Well GREEN service in Rancher UI doesn't mean it's healthy, depends on how you setup healtchecks in affected services. If you look to API services are they really healthy ?

VAdamec avatar Apr 11 '17 18:04 VAdamec

Using the rancher cli running a ps against the environment shows every service and sidekick as healthy. What is rancher-alarms querying to check for a healthy state?

iDiogenes avatar Apr 11 '17 18:04 iDiogenes

Also, using the "view in API" from the UI is showing the same results - active and healthy.

iDiogenes avatar Apr 11 '17 18:04 iDiogenes

That's strange, it get result from API (services, see server.es6 and rancher.es6), do you have more environments ?

VAdamec avatar Apr 11 '17 18:04 VAdamec

There is only a single cattle environment on the server that is being queried.

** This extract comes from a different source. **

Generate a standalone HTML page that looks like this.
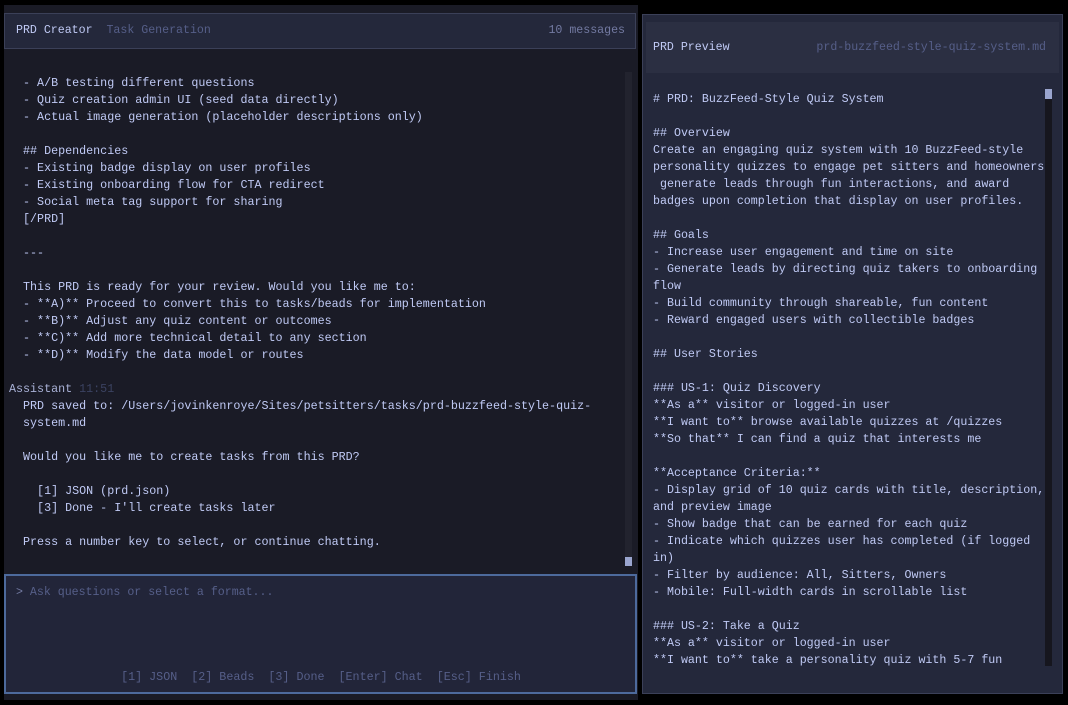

iDiogenes avatar Apr 11 '17 18:04 iDiogenes

Ok, so please run it with debug, I need to see more than standard log

VAdamec avatar Apr 12 '17 06:04 VAdamec

I'm not familiar with trace() which is used here, but you can easily change it to info() in src/server.es6, line 32

  trace(`loaded services from API\n${JSON.stringify(services, null, 4)}`)
# just change trace to info
  info(`loaded services from API\n${JSON.stringify(services, null, 4)}`)

it will show you complete API response which is received from Rancher. And run it from shell:

export RANCHER_ACCESS_KEY=..
...
npm start

VAdamec avatar Apr 12 '17 07:04 VAdamec

@VAdamec - I found the issue and it does have to do with the version of Rancher. The _withoutSidekicks function does a split on the container name using an underscore. In Rancher 1.2 (I believe, could be 1.3) they changed the sidekicks to be separated by a hyphen. I updated my code locally to use the hyphen and it solved my problem. Not sure how you want to address the issue, but a fix that supports both formats would be recommended.

https://github.com/ndelitski/rancher-alarms/blob/master/src/monitor.es6#L195

iDiogenes avatar Apr 12 '17 19:04 iDiogenes

Ok, it's seems to be easy fix, do you create PR ? we see If and when @ndelitski accept it

VAdamec avatar May 23 '17 14:05 VAdamec